# Source records start

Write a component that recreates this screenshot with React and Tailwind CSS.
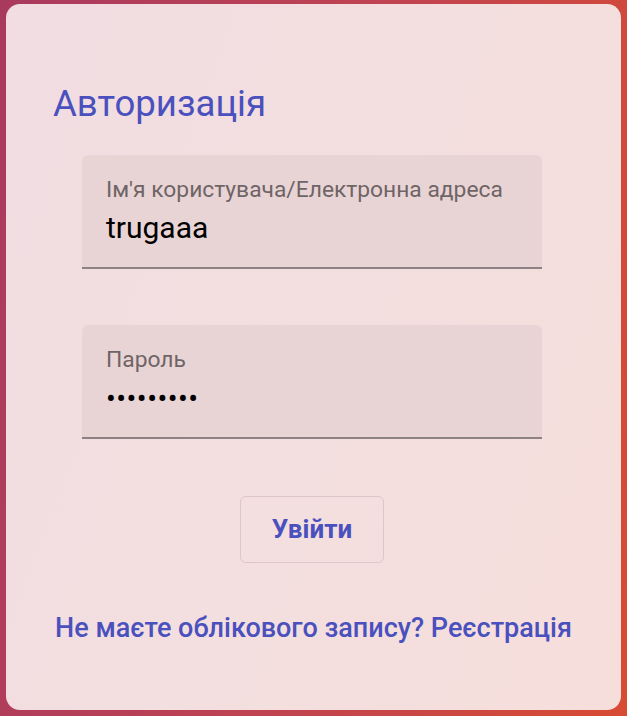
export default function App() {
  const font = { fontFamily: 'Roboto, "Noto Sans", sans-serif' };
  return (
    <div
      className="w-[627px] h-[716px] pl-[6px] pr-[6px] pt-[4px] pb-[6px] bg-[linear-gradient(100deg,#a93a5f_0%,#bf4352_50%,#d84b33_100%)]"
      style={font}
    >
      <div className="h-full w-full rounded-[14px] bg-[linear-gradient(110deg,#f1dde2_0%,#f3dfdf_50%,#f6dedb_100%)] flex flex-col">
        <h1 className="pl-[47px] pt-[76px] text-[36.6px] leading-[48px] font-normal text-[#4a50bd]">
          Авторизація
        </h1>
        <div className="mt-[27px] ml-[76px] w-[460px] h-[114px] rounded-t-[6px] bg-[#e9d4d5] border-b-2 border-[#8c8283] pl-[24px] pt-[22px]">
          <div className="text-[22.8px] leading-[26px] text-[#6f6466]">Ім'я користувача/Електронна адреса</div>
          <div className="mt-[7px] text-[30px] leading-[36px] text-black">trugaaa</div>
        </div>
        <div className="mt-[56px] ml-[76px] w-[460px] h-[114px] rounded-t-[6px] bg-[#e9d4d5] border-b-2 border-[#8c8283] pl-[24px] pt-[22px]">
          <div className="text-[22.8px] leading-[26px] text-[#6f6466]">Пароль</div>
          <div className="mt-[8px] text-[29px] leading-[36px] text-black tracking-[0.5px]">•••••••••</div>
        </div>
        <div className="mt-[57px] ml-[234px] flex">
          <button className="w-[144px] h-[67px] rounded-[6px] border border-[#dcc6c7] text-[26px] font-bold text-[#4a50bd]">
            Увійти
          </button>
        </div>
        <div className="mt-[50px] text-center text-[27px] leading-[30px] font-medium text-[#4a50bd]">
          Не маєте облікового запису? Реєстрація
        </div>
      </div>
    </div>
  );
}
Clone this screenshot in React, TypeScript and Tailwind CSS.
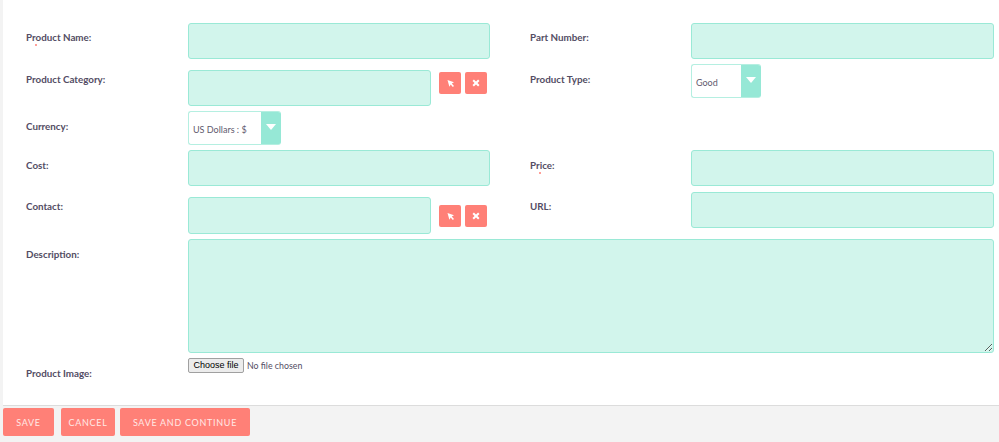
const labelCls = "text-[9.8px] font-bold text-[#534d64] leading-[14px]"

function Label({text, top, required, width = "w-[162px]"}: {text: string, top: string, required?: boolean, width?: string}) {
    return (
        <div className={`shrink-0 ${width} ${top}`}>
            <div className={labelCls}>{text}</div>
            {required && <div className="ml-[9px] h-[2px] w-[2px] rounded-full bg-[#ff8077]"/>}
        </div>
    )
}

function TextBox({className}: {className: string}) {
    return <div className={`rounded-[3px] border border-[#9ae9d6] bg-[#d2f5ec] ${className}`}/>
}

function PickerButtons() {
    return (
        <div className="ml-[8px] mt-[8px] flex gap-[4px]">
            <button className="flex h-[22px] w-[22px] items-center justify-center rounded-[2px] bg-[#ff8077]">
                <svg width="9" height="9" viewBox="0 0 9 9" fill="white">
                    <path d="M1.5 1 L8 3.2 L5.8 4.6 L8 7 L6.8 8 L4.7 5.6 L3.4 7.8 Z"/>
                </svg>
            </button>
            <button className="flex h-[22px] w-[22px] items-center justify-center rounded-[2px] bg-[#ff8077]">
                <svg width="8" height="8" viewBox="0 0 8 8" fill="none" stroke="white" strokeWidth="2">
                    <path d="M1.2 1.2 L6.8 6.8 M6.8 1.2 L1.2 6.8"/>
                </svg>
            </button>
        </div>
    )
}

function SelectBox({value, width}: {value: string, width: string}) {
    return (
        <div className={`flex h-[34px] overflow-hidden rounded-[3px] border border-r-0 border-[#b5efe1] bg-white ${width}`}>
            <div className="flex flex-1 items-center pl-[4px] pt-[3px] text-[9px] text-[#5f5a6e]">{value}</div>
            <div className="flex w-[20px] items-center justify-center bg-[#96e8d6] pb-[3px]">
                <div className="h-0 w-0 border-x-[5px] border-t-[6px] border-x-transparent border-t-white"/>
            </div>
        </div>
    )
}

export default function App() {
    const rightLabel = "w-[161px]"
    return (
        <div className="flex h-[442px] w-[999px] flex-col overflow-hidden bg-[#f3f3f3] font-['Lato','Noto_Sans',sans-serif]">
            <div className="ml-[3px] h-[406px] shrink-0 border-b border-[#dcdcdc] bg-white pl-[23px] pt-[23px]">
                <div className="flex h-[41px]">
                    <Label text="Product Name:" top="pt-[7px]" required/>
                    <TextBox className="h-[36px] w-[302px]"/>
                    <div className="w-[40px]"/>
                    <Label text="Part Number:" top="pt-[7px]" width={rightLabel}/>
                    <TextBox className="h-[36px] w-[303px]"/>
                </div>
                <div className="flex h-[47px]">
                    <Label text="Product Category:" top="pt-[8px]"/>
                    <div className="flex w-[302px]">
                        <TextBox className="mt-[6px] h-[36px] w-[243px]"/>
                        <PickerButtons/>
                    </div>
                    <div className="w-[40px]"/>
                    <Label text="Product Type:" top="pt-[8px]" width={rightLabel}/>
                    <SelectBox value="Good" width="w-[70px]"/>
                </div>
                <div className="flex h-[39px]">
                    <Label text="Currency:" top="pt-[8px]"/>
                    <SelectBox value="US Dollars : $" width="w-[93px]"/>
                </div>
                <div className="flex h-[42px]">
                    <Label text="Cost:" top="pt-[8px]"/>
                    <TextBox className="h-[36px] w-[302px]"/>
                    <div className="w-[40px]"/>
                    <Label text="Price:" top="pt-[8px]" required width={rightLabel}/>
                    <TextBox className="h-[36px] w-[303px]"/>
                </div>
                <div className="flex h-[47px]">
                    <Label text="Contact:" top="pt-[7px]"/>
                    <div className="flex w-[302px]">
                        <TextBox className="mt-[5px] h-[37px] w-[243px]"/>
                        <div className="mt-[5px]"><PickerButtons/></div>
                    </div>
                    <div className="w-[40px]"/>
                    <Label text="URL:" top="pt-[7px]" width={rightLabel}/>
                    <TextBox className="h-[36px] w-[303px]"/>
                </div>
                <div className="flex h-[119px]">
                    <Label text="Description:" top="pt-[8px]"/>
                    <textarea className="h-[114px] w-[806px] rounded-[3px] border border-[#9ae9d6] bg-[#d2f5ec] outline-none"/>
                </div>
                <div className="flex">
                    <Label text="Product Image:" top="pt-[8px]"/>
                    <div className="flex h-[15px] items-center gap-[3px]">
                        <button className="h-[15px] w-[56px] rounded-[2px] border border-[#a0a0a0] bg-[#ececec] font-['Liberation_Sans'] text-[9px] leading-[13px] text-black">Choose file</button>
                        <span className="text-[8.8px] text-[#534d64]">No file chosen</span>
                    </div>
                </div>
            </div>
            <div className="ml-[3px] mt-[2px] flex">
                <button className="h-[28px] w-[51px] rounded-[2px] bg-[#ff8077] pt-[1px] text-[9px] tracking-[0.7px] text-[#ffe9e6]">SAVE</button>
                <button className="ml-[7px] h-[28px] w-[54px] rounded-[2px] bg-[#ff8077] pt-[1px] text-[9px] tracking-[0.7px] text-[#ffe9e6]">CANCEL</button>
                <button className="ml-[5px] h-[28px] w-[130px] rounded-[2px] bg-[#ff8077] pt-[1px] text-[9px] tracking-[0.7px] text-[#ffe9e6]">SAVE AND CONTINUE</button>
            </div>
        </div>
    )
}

# Source records end

Exercise goal:
Reproduce all of the material exactly, apart from the pictures.

Written solution:
Write a component that recreates this screenshot with React and Tailwind CSS.
export default function App() {
  const font = { fontFamily: 'Roboto, "Noto Sans", sans-serif' };
  return (
    <div
      className="w-[627px] h-[716px] pl-[6px] pr-[6px] pt-[4px] pb-[6px] bg-[linear-gradient(100deg,#a93a5f_0%,#bf4352_50%,#d84b33_100%)]"
      style={font}
    >
      <div className="h-full w-full rounded-[14px] bg-[linear-gradient(110deg,#f1dde2_0%,#f3dfdf_50%,#f6dedb_100%)] flex flex-col">
        <h1 className="pl-[47px] pt-[76px] text-[36.6px] leading-[48px] font-normal text-[#4a50bd]">
          Авторизація
        </h1>
        <div className="mt-[27px] ml-[76px] w-[460px] h-[114px] rounded-t-[6px] bg-[#e9d4d5] border-b-2 border-[#8c8283] pl-[24px] pt-[22px]">
          <div className="text-[22.8px] leading-[26px] text-[#6f6466]">Ім'я користувача/Електронна адреса</div>
          <div className="mt-[7px] text-[30px] leading-[36px] text-black">trugaaa</div>
        </div>
        <div className="mt-[56px] ml-[76px] w-[460px] h-[114px] rounded-t-[6px] bg-[#e9d4d5] border-b-2 border-[#8c8283] pl-[24px] pt-[22px]">
          <div className="text-[22.8px] leading-[26px] text-[#6f6466]">Пароль</div>
          <div className="mt-[8px] text-[29px] leading-[36px] text-black tracking-[0.5px]">•••••••••</div>
        </div>
        <div className="mt-[57px] ml-[234px] flex">
          <button className="w-[144px] h-[67px] rounded-[6px] border border-[#dcc6c7] text-[26px] font-bold text-[#4a50bd]">
            Увійти
          </button>
        </div>
        <div className="mt-[50px] text-center text-[27px] leading-[30px] font-medium text-[#4a50bd]">
          Не маєте облікового запису? Реєстрація
        </div>
      </div>
    </div>
  );
}
Clone this screenshot in React, TypeScript and Tailwind CSS.
const labelCls = "text-[9.8px] font-bold text-[#534d64] leading-[14px]"

function Label({text, top, required, width = "w-[162px]"}: {text: string, top: string, required?: boolean, width?: string}) {
    return (
        <div className={`shrink-0 ${width} ${top}`}>
            <div className={labelCls}>{text}</div>
            {required && <div className="ml-[9px] h-[2px] w-[2px] rounded-full bg-[#ff8077]"/>}
        </div>
    )
}

function TextBox({className}: {className: string}) {
    return <div className={`rounded-[3px] border border-[#9ae9d6] bg-[#d2f5ec] ${className}`}/>
}

function PickerButtons() {
    return (
        <div className="ml-[8px] mt-[8px] flex gap-[4px]">
            <button className="flex h-[22px] w-[22px] items-center justify-center rounded-[2px] bg-[#ff8077]">
                <svg width="9" height="9" viewBox="0 0 9 9" fill="white">
                    <path d="M1.5 1 L8 3.2 L5.8 4.6 L8 7 L6.8 8 L4.7 5.6 L3.4 7.8 Z"/>
                </svg>
            </button>
            <button className="flex h-[22px] w-[22px] items-center justify-center rounded-[2px] bg-[#ff8077]">
                <svg width="8" height="8" viewBox="0 0 8 8" fill="none" stroke="white" strokeWidth="2">
                    <path d="M1.2 1.2 L6.8 6.8 M6.8 1.2 L1.2 6.8"/>
                </svg>
            </button>
        </div>
    )
}

function SelectBox({value, width}: {value: string, width: string}) {
    return (
        <div className={`flex h-[34px] overflow-hidden rounded-[3px] border border-r-0 border-[#b5efe1] bg-white ${width}`}>
            <div className="flex flex-1 items-center pl-[4px] pt-[3px] text-[9px] text-[#5f5a6e]">{value}</div>
            <div className="flex w-[20px] items-center justify-center bg-[#96e8d6] pb-[3px]">
                <div className="h-0 w-0 border-x-[5px] border-t-[6px] border-x-transparent border-t-white"/>
            </div>
        </div>
    )
}

export default function App() {
    const rightLabel = "w-[161px]"
    return (
        <div className="flex h-[442px] w-[999px] flex-col overflow-hidden bg-[#f3f3f3] font-['Lato','Noto_Sans',sans-serif]">
            <div className="ml-[3px] h-[406px] shrink-0 border-b border-[#dcdcdc] bg-white pl-[23px] pt-[23px]">
                <div className="flex h-[41px]">
                    <Label text="Product Name:" top="pt-[7px]" required/>
                    <TextBox className="h-[36px] w-[302px]"/>
                    <div className="w-[40px]"/>
                    <Label text="Part Number:" top="pt-[7px]" width={rightLabel}/>
                    <TextBox className="h-[36px] w-[303px]"/>
                </div>
                <div className="flex h-[47px]">
                    <Label text="Product Category:" top="pt-[8px]"/>
                    <div className="flex w-[302px]">
                        <TextBox className="mt-[6px] h-[36px] w-[243px]"/>
                        <PickerButtons/>
                    </div>
                    <div className="w-[40px]"/>
                    <Label text="Product Type:" top="pt-[8px]" width={rightLabel}/>
                    <SelectBox value="Good" width="w-[70px]"/>
                </div>
                <div className="flex h-[39px]">
                    <Label text="Currency:" top="pt-[8px]"/>
                    <SelectBox value="US Dollars : $" width="w-[93px]"/>
                </div>
                <div className="flex h-[42px]">
                    <Label text="Cost:" top="pt-[8px]"/>
                    <TextBox className="h-[36px] w-[302px]"/>
                    <div className="w-[40px]"/>
                    <Label text="Price:" top="pt-[8px]" required width={rightLabel}/>
                    <TextBox className="h-[36px] w-[303px]"/>
                </div>
                <div className="flex h-[47px]">
                    <Label text="Contact:" top="pt-[7px]"/>
                    <div className="flex w-[302px]">
                        <TextBox className="mt-[5px] h-[37px] w-[243px]"/>
                        <div className="mt-[5px]"><PickerButtons/></div>
                    </div>
                    <div className="w-[40px]"/>
                    <Label text="URL:" top="pt-[7px]" width={rightLabel}/>
                    <TextBox className="h-[36px] w-[303px]"/>
                </div>
                <div className="flex h-[119px]">
                    <Label text="Description:" top="pt-[8px]"/>
                    <textarea className="h-[114px] w-[806px] rounded-[3px] border border-[#9ae9d6] bg-[#d2f5ec] outline-none"/>
                </div>
                <div className="flex">
                    <Label text="Product Image:" top="pt-[8px]"/>
                    <div className="flex h-[15px] items-center gap-[3px]">
                        <button className="h-[15px] w-[56px] rounded-[2px] border border-[#a0a0a0] bg-[#ececec] font-['Liberation_Sans'] text-[9px] leading-[13px] text-black">Choose file</button>
                        <span className="text-[8.8px] text-[#534d64]">No file chosen</span>
                    </div>
                </div>
            </div>
            <div className="ml-[3px] mt-[2px] flex">
                <button className="h-[28px] w-[51px] rounded-[2px] bg-[#ff8077] pt-[1px] text-[9px] tracking-[0.7px] text-[#ffe9e6]">SAVE</button>
                <button className="ml-[7px] h-[28px] w-[54px] rounded-[2px] bg-[#ff8077] pt-[1px] text-[9px] tracking-[0.7px] text-[#ffe9e6]">CANCEL</button>
                <button className="ml-[5px] h-[28px] w-[130px] rounded-[2px] bg-[#ff8077] pt-[1px] text-[9px] tracking-[0.7px] text-[#ffe9e6]">SAVE AND CONTINUE</button>
            </div>
        </div>
    )
}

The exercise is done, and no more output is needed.